→ **SET PROBLEM**
Without including any pictures, copy each entry below exactly.
===== RECORDS PROVIDED
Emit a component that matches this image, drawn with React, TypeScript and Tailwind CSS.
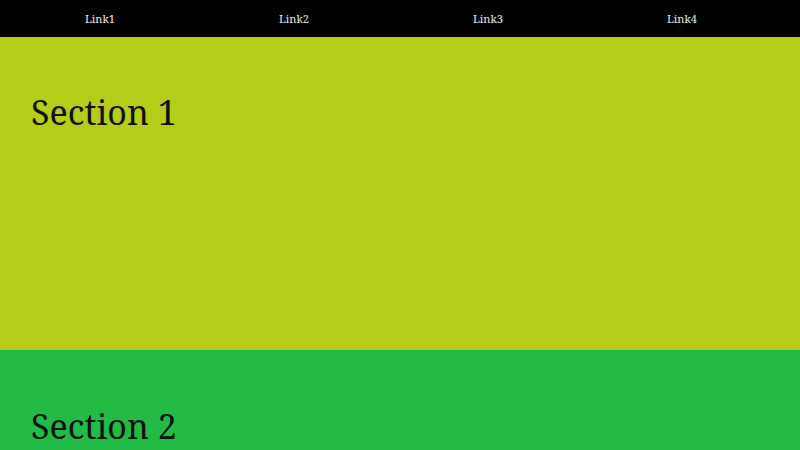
export default function App() {
  const font = { fontFamily: '"Noto Serif", "DejaVu Serif", serif' };
  const links = ["Link1", "Link2", "Link3", "Link4"];
  return (
    <div className="w-[800px] h-[450px] overflow-hidden" style={font}>
      <nav className="h-[37px] bg-black flex items-center pl-[3px] pt-[2px]">
        {links.map((l) => (
          <a key={l} className="w-[194px] text-center text-[11px] text-[#e8e8e8]">
            {l}
          </a>
        ))}
      </nav>
      <section className="h-[313px] bg-[#b5cd19] pt-[58px] pl-[31px]">
        <h1 className="text-[34px] leading-none text-[#111]">Section 1</h1>
      </section>
      <section className="h-[313px] bg-[#22bb45] pt-[59px] pl-[31px]">
        <h1 className="text-[34px] leading-none text-[#111]">Section 2</h1>
      </section>
    </div>
  );
}
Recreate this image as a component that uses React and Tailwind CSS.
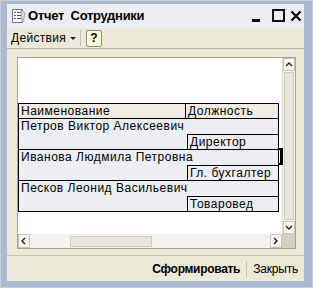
==========
→ **ANSWER**
Emit a component that matches this image, drawn with React, TypeScript and Tailwind CSS.
export default function App() {
  const font = { fontFamily: '"Noto Serif", "DejaVu Serif", serif' };
  const links = ["Link1", "Link2", "Link3", "Link4"];
  return (
    <div className="w-[800px] h-[450px] overflow-hidden" style={font}>
      <nav className="h-[37px] bg-black flex items-center pl-[3px] pt-[2px]">
        {links.map((l) => (
          <a key={l} className="w-[194px] text-center text-[11px] text-[#e8e8e8]">
            {l}
          </a>
        ))}
      </nav>
      <section className="h-[313px] bg-[#b5cd19] pt-[58px] pl-[31px]">
        <h1 className="text-[34px] leading-none text-[#111]">Section 1</h1>
      </section>
      <section className="h-[313px] bg-[#22bb45] pt-[59px] pl-[31px]">
        <h1 className="text-[34px] leading-none text-[#111]">Section 2</h1>
      </section>
    </div>
  );
}
Recreate this image as a component that uses React and Tailwind CSS.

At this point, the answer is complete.